By contrast, if the only type of religious claims I'd ever came into contact with had been moderate (picture the average level of religiosity of a person in, say, Zurich), then one may even consider it a bit of a strawman to assume that religious claims are to be taken literally.

I think this concern is somewhat relevant to the broader discussion, too, because you seem to imply that we can't (or even shouldn't?) make any advances on non-metaphysical claims before we haven't figured out the metaphysical ones.

Just to be clear, all I'm saying is that I think it's going to be less useful to discuss "what are moral claims usually about." What we should instead do is instead what Chalmers describes (see the quote in footnote 4). Discussing what moral claims are usually about is not the same as making up one's mind about normative ethics. I think it's very useful to discuss normative ethics, and I'd even say that discussing whether anti-realism or realism is true might be slightly less important than making up one's mind about normative ethics. Sure, it informs to some extent how to reason about morality, but as has been pointed out, you can make some progress about moral questions also from a lens of agnosticism about realism vs. anti-realism.

To go back to the religion analogy, what I'm recommending is to first figure out whether you believe in a God or an afterlife that would relevantly influence your priorities now, and not worry much about whether religious claims are "usually" or "best" to be taken literally or taken metaphorically(?).

Comment author: konrad 08 June 2018 12:32:27PM 0 points [-]

Thanks, this makes sense.

As someone who spent a year at a Tennessean high school surrounded by Baptists, I understand your experience. I just ended up with a different conclusion: no one is interested in the metaphysical questions because they have to be settled if you want to continue living your "normal" life. What looks like interest in the metaphysical questions is a mere self-preservation mechanism for the normative ethical claims and not to be taken at face value.

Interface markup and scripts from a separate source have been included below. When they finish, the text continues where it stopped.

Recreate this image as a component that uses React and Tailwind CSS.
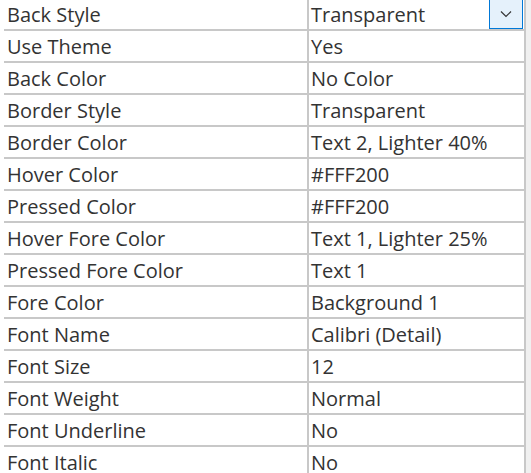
const rows = [
  ["Back Style", "Transparent"],
  ["Use Theme", "Yes"],
  ["Back Color", "No Color"],
  ["Border Style", "Transparent"],
  ["Border Color", "Text 2, Lighter 40%"],
  ["Hover Color", "#FFF200"],
  ["Pressed Color", "#FFF200"],
  ["Hover Fore Color", "Text 1, Lighter 25%"],
  ["Pressed Fore Color", "Text 1"],
  ["Fore Color", "Background 1"],
  ["Font Name", "Calibri (Detail)"],
  ["Font Size", "12"],
  ["Font Weight", "Normal"],
  ["Font Underline", "No"],
  ["Font Italic", "No"],
];

export default function App() {
  return (
    <div
      className="w-[531px] h-[473px] overflow-hidden bg-white flex text-[#333] text-[20px]"
      style={{ fontFamily: '"Open Sans", "Noto Sans", sans-serif' }}
    >
      <div className="w-[4px] shrink-0" />
      <div className="w-[522px] shrink-0 border-r-2 border-[#c8c8c8] -mt-px">
        {rows.map(([name, value], i) => (
          <div key={name} className="flex h-[32px] border-b-2 border-[#c8c8c8]">
            <div className="w-[305px] shrink-0 pl-[3px] pt-[2px] leading-[28px] border-r-2 border-[#c8c8c8] whitespace-nowrap">
              {name}
            </div>
            <div className="flex-1 flex items-start pl-[2px] pt-[2px] leading-[28px] whitespace-nowrap">
              <span className="flex-1">{value}</span>
              {i === 0 && (
                <div className="-mt-[2px] mr-[1px] w-[34px] h-[30px] bg-[#e5f1fb] border border-[#0078d7] flex items-center justify-center">
                  <svg width="12" height="8" viewBox="0 0 12 8" fill="none">
                    <path d="M1 1.5 L6 6.5 L11 1.5" stroke="#333" strokeWidth="1.2" />
                  </svg>
                </div>
              )}
            </div>
          </div>
        ))}
      </div>
      <div className="flex-1 bg-[#f0f0f0]" />
    </div>
  );
}
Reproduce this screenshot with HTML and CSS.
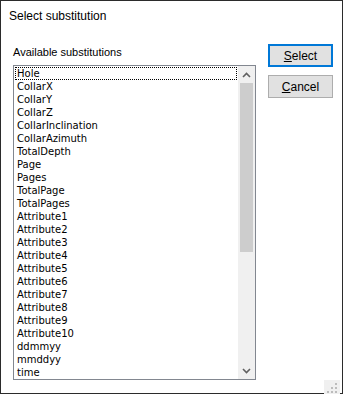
FILE: index.html
```html
<!DOCTYPE html>
<html>
<head>
  <title>Select substitution</title>
  <meta charset="UTF-8">
  <link rel="stylesheet" href="styles.css">
</head>
<body>
  <div class="dialog">
    <div class="title">Select substitution</div>

    <div class="content">
      <div class="left">
        <label class="caption">Available substitutions</label>
        <div class="listbox">
          <ul class="items">
            <li class="focused">Hole</li>
            <li>CollarX</li>
            <li>CollarY</li>
            <li>CollarZ</li>
            <li>CollarInclination</li>
            <li>CollarAzimuth</li>
            <li>TotalDepth</li>
            <li>Page</li>
            <li>Pages</li>
            <li>TotalPage</li>
            <li>TotalPages</li>
            <li>Attribute1</li>
            <li>Attribute2</li>
            <li>Attribute3</li>
            <li>Attribute4</li>
            <li>Attribute5</li>
            <li>Attribute6</li>
            <li>Attribute7</li>
            <li>Attribute8</li>
            <li>Attribute9</li>
            <li>Attribute10</li>
            <li>ddmmyy</li>
            <li>mmddyy</li>
            <li>time</li>
          </ul>
          <div class="scrollbar">
            <div class="arrow">
              <svg width="9" height="6" viewBox="0 0 9 6"><path d="M1 5 L4.5 1.5 L8 5" fill="none" stroke="#606060" stroke-width="1.6"/></svg>
            </div>
            <div class="track">
              <div class="thumb"></div>
            </div>
            <div class="arrow">
              <svg width="9" height="6" viewBox="0 0 9 6"><path d="M1 1 L4.5 4.5 L8 1" fill="none" stroke="#606060" stroke-width="1.6"/></svg>
            </div>
          </div>
        </div>
      </div>

      <div class="buttons">
        <button class="default"><u>S</u>elect</button>
        <button><u>C</u>ancel</button>
      </div>
    </div>

    <div class="footer">
      <svg class="grip" width="10" height="10" viewBox="0 0 10 10">
        <rect x="8" y="0" width="2" height="2" fill="#bcbcbc"/>
        <rect x="4" y="4" width="2" height="2" fill="#bcbcbc"/>
        <rect x="8" y="4" width="2" height="2" fill="#bcbcbc"/>
        <rect x="0" y="8" width="2" height="2" fill="#bcbcbc"/>
        <rect x="4" y="8" width="2" height="2" fill="#bcbcbc"/>
        <rect x="8" y="8" width="2" height="2" fill="#bcbcbc"/>
      </svg>
    </div>
  </div>
</body>
</html>
```

FILE: styles.css
```css
body {
  margin: 0;
  font-family: 'Liberation Sans', Arial, sans-serif;
  color: #000;
  background: #fff;
}

.dialog {
  width: 343px;
  height: 394px;
  box-sizing: border-box;
  border: 1px solid #2b2b2b;
  background: #fff;
  display: flex;
  flex-direction: column;
}

.title {
  font-size: 12px;
  line-height: 16px;
  padding: 7px 0 0 8px;
  height: 23px;
}

.content {
  display: flex;
  padding: 20px 0 0 12px;
  gap: 12px;
}

.left {
  display: flex;
  flex-direction: column;
}

.caption {
  font-size: 11px;
  line-height: 16px;
  height: 21px;
}

.listbox {
  width: 243px;
  height: 315px;
  box-sizing: border-box;
  border: 1px solid #828790;
  display: flex;
  overflow: hidden;
}

.items {
  flex: 1;
  list-style: none;
  margin: 0;
  padding: 1px 1px 0 1px;
  font-family: 'DejaVu Sans', sans-serif;
  font-size: 10px;
  line-height: 13px;
}

.items li {
  padding-left: 2px;
  height: 13px;
  box-sizing: border-box;
}

.items li.focused {
  outline: 1px dotted #000;
  outline-offset: -1px;
}

.scrollbar {
  width: 17px;
  background: #f0f0f0;
  display: flex;
  flex-direction: column;
}

.arrow {
  height: 17px;
  display: flex;
  align-items: center;
  justify-content: center;
}

.track {
  flex: 1;
  padding: 0 2px;
}

.thumb {
  height: 169px;
  background: #cdcdcd;
}

.buttons {
  display: flex;
  flex-direction: column;
  gap: 8px;
}

button {
  width: 65px;
  height: 23px;
  box-sizing: border-box;
  background: #e1e1e1;
  border: 1px solid #adadad;
  font-family: 'Liberation Sans', Arial, sans-serif;
  font-size: 12px;
  padding: 0;
  color: #000;
}

button.default {
  border: 2px solid #0078d7;
}

.footer {
  flex: 1;
  display: flex;
  justify-content: flex-end;
  align-items: flex-end;
  padding: 0 2px 2px 0;
}

.grip {
  display: block;
  background: #f0f0f0;
  padding: 3px;
}
```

To me, it seems faulty to assume any believer "reasons" about the existence of god, their brains just successfully trick them into thinking that. That's why I felt it was weak as a metaphor for anti-realism vs realism. So from an outside view your metaphor makes sense if you take believers to be "reasoning" about anything but felt to me like it was more distracting from the thing you meant to point at, than actually pointing at it. The thing being:

I think it's going to be less useful to discuss "what are moral claims usually about." What we should instead do is instead what Chalmers describes (see the quote in footnote 4). Discussing what moral claims are usually about is not the same as making up one's mind about normative ethics. I think it's very useful to discuss normative ethics, and I'd even say that discussing whether anti-realism or realism is true might be slightly less important than making up one's mind about normative ethics. Sure, it informs to some extent how to reason about morality, but as has been pointed out, you can make some progress about moral questions also from a lens of agnosticism about realism vs. anti-realism.